Cage’s Frank Pierce haunts us with his pained disengagement and depth
of longing to again find the magic of saving lives. His performance
captures grief, anguish, detachment, rage, and discombobulation while
he deals with, among other specters, the recurring image of an 18 year old
street girl who choked to death in his arms when Frank improperly inserted
an air tube into her stomach no less than three times.
Arquette’s Mary Burke is scattered and equally haunted while she
struggles with her hostility and sentiment toward her nearly dead father,
hanging on by the thinnest of threads only because medical technology and
staff assist persistently.
As do its two stars, this movie twists with dark ironies. There are the
good hard drugs and the poison ones, the good pushers and the bad ones,
the good junkies, the bad ones, and the pathetic ones. All of the doctors,
nurses, security guards, ambulance drivers, people on the streets are
flawed. Powerful visual images literally turn us upside down and every
which way. The lurching ambulance filmed in enhanced speed and jagged
photography creates visceral involvement. We are with Frank while he is
trying to save a good drug pusher impaled on a spike that, although
causing him considerable pain and blood loss, is keeping him from plunging
to his death. This is one of the deeper, darker ironies of Scorsese’s
intention: sometimes, something very bad is better than something much,
much worse
that it keeps us from falling into.
Ultimately, the movie weaves many themes, which are handled well enough
by the master director Martin Scorsese. But, how much can we heap on one
plate and still keep from choking with indigestion. Who are the dead? They
are the living, the junkies, pushers, patients, nurses, doctors, and other
EMT’s who populate this bleak urban world. Every major character is
anesthetized with some drink, drug, neurosis, or insane withdrawal.

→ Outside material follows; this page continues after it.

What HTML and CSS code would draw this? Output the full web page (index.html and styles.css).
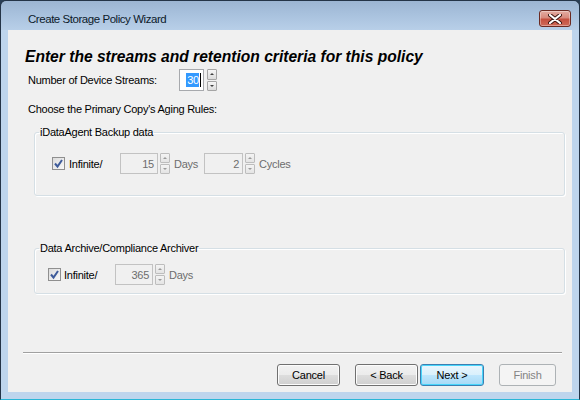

Yes, we laughed at some of the black humor. We cringed at the
brutality. We wept a bit at the blight. We were hopeful for the lovers,
though it would seem their fate was far from anything but a momentary,
fragile relief from the sense of loss and doom around them.

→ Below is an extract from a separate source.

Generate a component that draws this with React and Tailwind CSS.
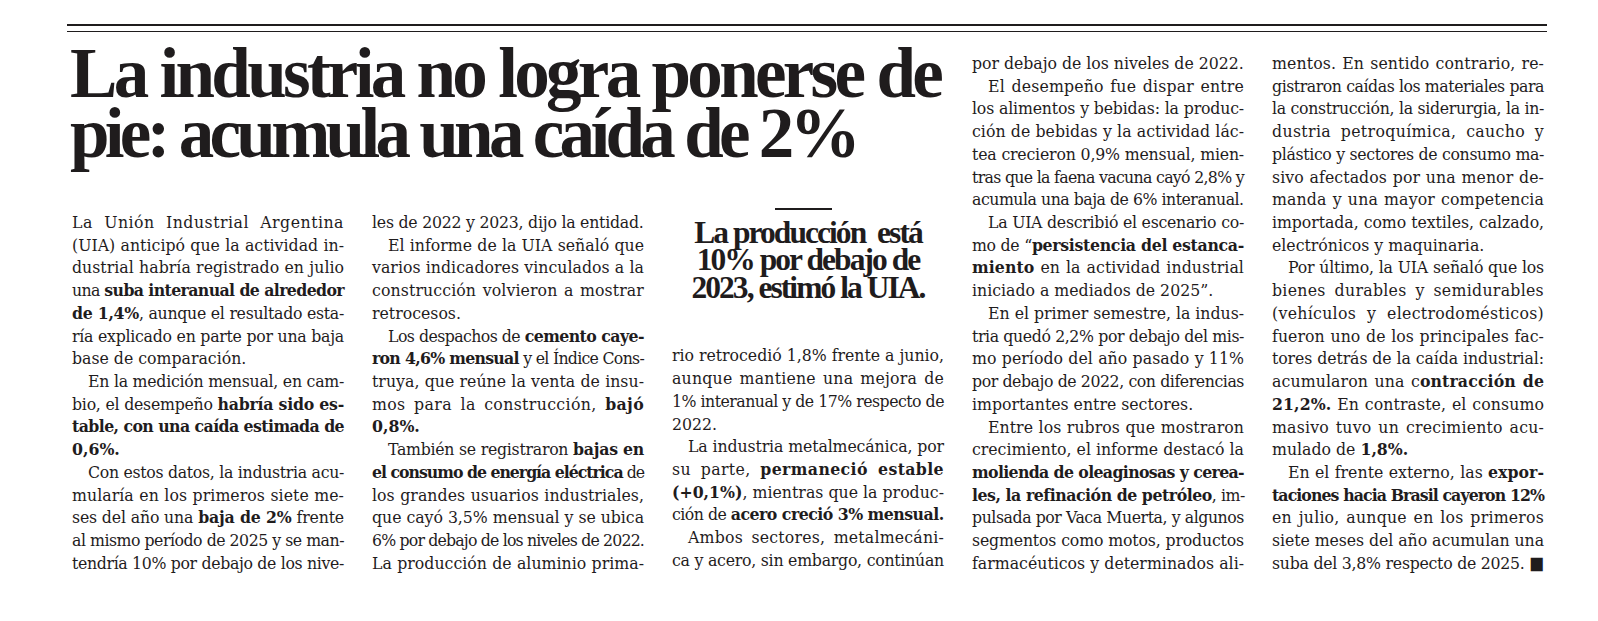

Perhaps as its greatest achievement, this movie presents insight into
the difficulties of dealing with someone who is alive only because he is
in a hospital with the resources of modern medicine to constantly jolt him
back to physical functioning. The shifting sympathies of the family and
medical staff provide powerful commentary on the troubling realities of
modern medical ethics.
We won’t give away how the question of life support is answered. We
will say, though, that arriving at it became too easy because Frank
telepathically hears the voice of the patient giving him clear
instructions. Such a fantasy luxury is not afforded medical professionals
and families who struggle with patients on the brink. That said, though,
the film is a surreal antidote to modern hospital mythology in television’s
ER and Chicago Hope, which all too often degenerate into
soap opera.
We’ve mentioned the haunting performances of Nicolas Cage and
Patricia Arquette, and we must applaud the wonderful work done by John
Goodman, Ving Rhames, Tom Sizemore, and others. Thank you all.